Short exercise:
Pictures do not belong in the copy; quote every entry below exactly.

Input material:
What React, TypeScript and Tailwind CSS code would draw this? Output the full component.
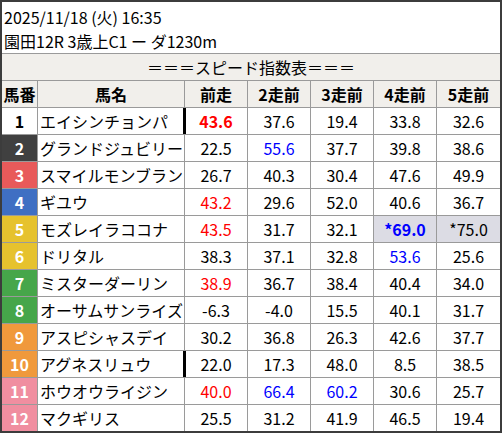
import type { ReactNode } from "react";

type Val = { v: string; c?: "r" | "b"; bold?: boolean; bg?: boolean };
type Row = { no: number; name: string; bar?: boolean; vals: (string | Val)[] };

const waku: Record<number, string> = {
  1: "bg-white text-black",
  2: "bg-[#404040] text-white",
  3: "bg-[#e85a5a] text-white",
  4: "bg-[#3f6fc3] text-white",
  5: "bg-[#e6c22e] text-white",
  6: "bg-[#e6c22e] text-white",
  7: "bg-[#46a64a] text-white",
  8: "bg-[#46a64a] text-white",
  9: "bg-[#f0993c] text-white",
  10: "bg-[#f0993c] text-white",
  11: "bg-[#f08ea0] text-white",
  12: "bg-[#f08ea0] text-white",
};

const rows: Row[] = [
  { no: 1, name: "エイシンチョンパ", bar: true, vals: [{ v: "43.6", c: "r", bold: true }, "37.6", "19.4", "33.8", "32.6"] },
  { no: 2, name: "グランドジュビリー", vals: ["22.5", { v: "55.6", c: "b" }, "37.7", "39.8", "38.6"] },
  { no: 3, name: "スマイルモンブラン", vals: ["26.7", "40.3", "30.4", "47.6", "49.9"] },
  { no: 4, name: "ギユウ", vals: [{ v: "43.2", c: "r" }, "29.6", "52.0", "40.6", "36.7"] },
  {
    no: 5,
    name: "モズレイラココナ",
    vals: [{ v: "43.5", c: "r" }, "31.7", "32.1", { v: "*69.0", c: "b", bold: true, bg: true }, { v: "*75.0", bg: true }],
  },
  { no: 6, name: "ドリタル", vals: ["38.3", "37.1", "32.8", { v: "53.6", c: "b" }, "25.6"] },
  { no: 7, name: "ミスターダーリン", vals: [{ v: "38.9", c: "r" }, "36.7", "38.4", "40.4", "34.0"] },
  { no: 8, name: "オーサムサンライズ", vals: ["-6.3", "-4.0", "15.5", "40.1", "31.7"] },
  { no: 9, name: "アスピシャスデイ", vals: ["30.2", "36.8", "26.3", "42.6", "37.7"] },
  { no: 10, name: "アグネスリュウ", bar: true, vals: ["22.0", "17.3", "48.0", "8.5", "38.5"] },
  { no: 11, name: "ホウオウライジン", vals: [{ v: "40.0", c: "r" }, { v: "66.4", c: "b" }, { v: "60.2", c: "b" }, "30.6", "25.7"] },
  { no: 12, name: "マクギリス", vals: ["25.5", "31.2", "41.9", "46.5", "19.4"] },
];

const heads = ["前走", "2走前", "3走前", "4走前", "5走前"];

function GridRow({ children, className = "" }: { children: ReactNode; className?: string }) {
  return (
    <div className={`grid h-[27px] grid-cols-[36px_147px_repeat(5,1fr)] border-t border-[#9a9a9a] ${className}`}>
      {children}
    </div>
  );
}

function Cell({ val, bar, last }: { val: string | Val; bar?: boolean; last: boolean }) {
  const d: Val = typeof val === "string" ? { v: val } : val;
  const color = d.c === "r" ? "text-[#ff0000]" : d.c === "b" ? "text-[#0000ff]" : "text-black";
  return (
    <div
      className={`relative text-center leading-[26px] ${color} ${d.bold ? "font-bold" : ""} ${
        d.bg ? "bg-[#dcdce4]" : ""
      } ${last ? "" : "border-r border-[#9a9a9a]"}`}
    >
      {bar && <span className="absolute top-0 bottom-0 left-[-2px] w-[3px] bg-black" />}
      {d.v}
    </div>
  );
}

export default function App() {
  return (
    <div className="h-[434px] w-[502px] bg-white">
      <div className="w-[502px] border-2 border-[#3c3c3c] bg-white font-['Noto_Sans_CJK_JP',sans-serif] text-[16px] text-black">
        <div className="pt-[3px] pl-[2px] leading-[24px]">
          <div>2025/11/18 (火) 16:35</div>
          <div>園田12R 3歳上C1 ー ダ1230m</div>
        </div>

        <div className="h-[27px] border-t border-[#9a9a9a] bg-[#f1efeb] text-center leading-[26px]">
          ＝＝＝スピード指数表＝＝＝
        </div>

        <GridRow className="bg-[#f1efeb] font-bold">
          <div className="border-r border-[#9a9a9a] text-center leading-[26px]">馬番</div>
          <div className="border-r border-[#9a9a9a] text-center leading-[26px]">馬名</div>
          {heads.map((h, i) => (
            <div
              key={h}
              className={`text-center leading-[26px] ${i < 4 ? "border-r border-[#9a9a9a]" : ""}`}
            >
              {h}
            </div>
          ))}
        </GridRow>

        {rows.map((r) => (
          <GridRow key={r.no}>
            <div className={`border-r border-[#9a9a9a] text-center font-bold leading-[26px] ${waku[r.no]}`}>
              {r.no}
            </div>
            <div className="border-r border-[#9a9a9a] pl-[2px] leading-[26px] whitespace-nowrap">{r.name}</div>
            {r.vals.map((v, i) => (
              <Cell key={i} val={v} bar={i === 0 && r.bar} last={i === 4} />
            ))}
          </GridRow>
        ))}
      </div>
    </div>
  );
}
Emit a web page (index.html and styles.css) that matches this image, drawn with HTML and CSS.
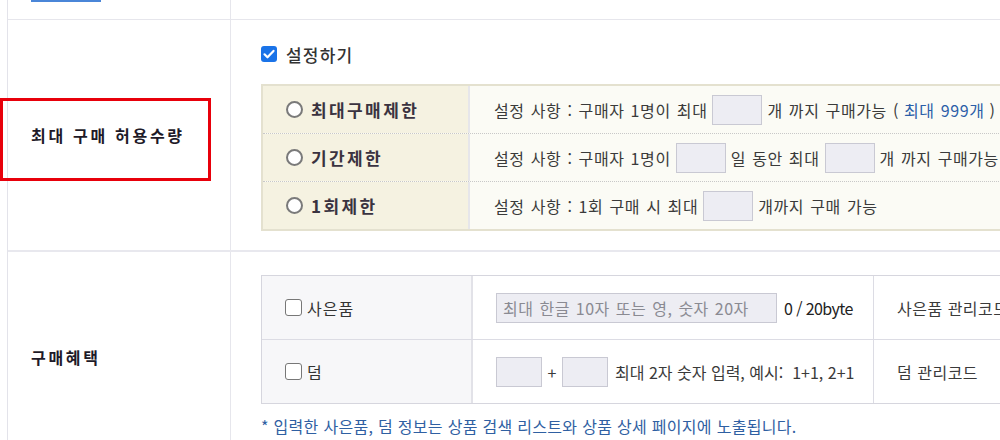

Response for this exercise:
What React, TypeScript and Tailwind CSS code would draw this? Output the full component.
import type { ReactNode } from "react";

type Val = { v: string; c?: "r" | "b"; bold?: boolean; bg?: boolean };
type Row = { no: number; name: string; bar?: boolean; vals: (string | Val)[] };

const waku: Record<number, string> = {
  1: "bg-white text-black",
  2: "bg-[#404040] text-white",
  3: "bg-[#e85a5a] text-white",
  4: "bg-[#3f6fc3] text-white",
  5: "bg-[#e6c22e] text-white",
  6: "bg-[#e6c22e] text-white",
  7: "bg-[#46a64a] text-white",
  8: "bg-[#46a64a] text-white",
  9: "bg-[#f0993c] text-white",
  10: "bg-[#f0993c] text-white",
  11: "bg-[#f08ea0] text-white",
  12: "bg-[#f08ea0] text-white",
};

const rows: Row[] = [
  { no: 1, name: "エイシンチョンパ", bar: true, vals: [{ v: "43.6", c: "r", bold: true }, "37.6", "19.4", "33.8", "32.6"] },
  { no: 2, name: "グランドジュビリー", vals: ["22.5", { v: "55.6", c: "b" }, "37.7", "39.8", "38.6"] },
  { no: 3, name: "スマイルモンブラン", vals: ["26.7", "40.3", "30.4", "47.6", "49.9"] },
  { no: 4, name: "ギユウ", vals: [{ v: "43.2", c: "r" }, "29.6", "52.0", "40.6", "36.7"] },
  {
    no: 5,
    name: "モズレイラココナ",
    vals: [{ v: "43.5", c: "r" }, "31.7", "32.1", { v: "*69.0", c: "b", bold: true, bg: true }, { v: "*75.0", bg: true }],
  },
  { no: 6, name: "ドリタル", vals: ["38.3", "37.1", "32.8", { v: "53.6", c: "b" }, "25.6"] },
  { no: 7, name: "ミスターダーリン", vals: [{ v: "38.9", c: "r" }, "36.7", "38.4", "40.4", "34.0"] },
  { no: 8, name: "オーサムサンライズ", vals: ["-6.3", "-4.0", "15.5", "40.1", "31.7"] },
  { no: 9, name: "アスピシャスデイ", vals: ["30.2", "36.8", "26.3", "42.6", "37.7"] },
  { no: 10, name: "アグネスリュウ", bar: true, vals: ["22.0", "17.3", "48.0", "8.5", "38.5"] },
  { no: 11, name: "ホウオウライジン", vals: [{ v: "40.0", c: "r" }, { v: "66.4", c: "b" }, { v: "60.2", c: "b" }, "30.6", "25.7"] },
  { no: 12, name: "マクギリス", vals: ["25.5", "31.2", "41.9", "46.5", "19.4"] },
];

const heads = ["前走", "2走前", "3走前", "4走前", "5走前"];

function GridRow({ children, className = "" }: { children: ReactNode; className?: string }) {
  return (
    <div className={`grid h-[27px] grid-cols-[36px_147px_repeat(5,1fr)] border-t border-[#9a9a9a] ${className}`}>
      {children}
    </div>
  );
}

function Cell({ val, bar, last }: { val: string | Val; bar?: boolean; last: boolean }) {
  const d: Val = typeof val === "string" ? { v: val } : val;
  const color = d.c === "r" ? "text-[#ff0000]" : d.c === "b" ? "text-[#0000ff]" : "text-black";
  return (
    <div
      className={`relative text-center leading-[26px] ${color} ${d.bold ? "font-bold" : ""} ${
        d.bg ? "bg-[#dcdce4]" : ""
      } ${last ? "" : "border-r border-[#9a9a9a]"}`}
    >
      {bar && <span className="absolute top-0 bottom-0 left-[-2px] w-[3px] bg-black" />}
      {d.v}
    </div>
  );
}

export default function App() {
  return (
    <div className="h-[434px] w-[502px] bg-white">
      <div className="w-[502px] border-2 border-[#3c3c3c] bg-white font-['Noto_Sans_CJK_JP',sans-serif] text-[16px] text-black">
        <div className="pt-[3px] pl-[2px] leading-[24px]">
          <div>2025/11/18 (火) 16:35</div>
          <div>園田12R 3歳上C1 ー ダ1230m</div>
        </div>

        <div className="h-[27px] border-t border-[#9a9a9a] bg-[#f1efeb] text-center leading-[26px]">
          ＝＝＝スピード指数表＝＝＝
        </div>

        <GridRow className="bg-[#f1efeb] font-bold">
          <div className="border-r border-[#9a9a9a] text-center leading-[26px]">馬番</div>
          <div className="border-r border-[#9a9a9a] text-center leading-[26px]">馬名</div>
          {heads.map((h, i) => (
            <div
              key={h}
              className={`text-center leading-[26px] ${i < 4 ? "border-r border-[#9a9a9a]" : ""}`}
            >
              {h}
            </div>
          ))}
        </GridRow>

        {rows.map((r) => (
          <GridRow key={r.no}>
            <div className={`border-r border-[#9a9a9a] text-center font-bold leading-[26px] ${waku[r.no]}`}>
              {r.no}
            </div>
            <div className="border-r border-[#9a9a9a] pl-[2px] leading-[26px] whitespace-nowrap">{r.name}</div>
            {r.vals.map((v, i) => (
              <Cell key={i} val={v} bar={i === 0 && r.bar} last={i === 4} />
            ))}
          </GridRow>
        ))}
      </div>
    </div>
  );
}
Emit a web page (index.html and styles.css) that matches this image, drawn with HTML and CSS.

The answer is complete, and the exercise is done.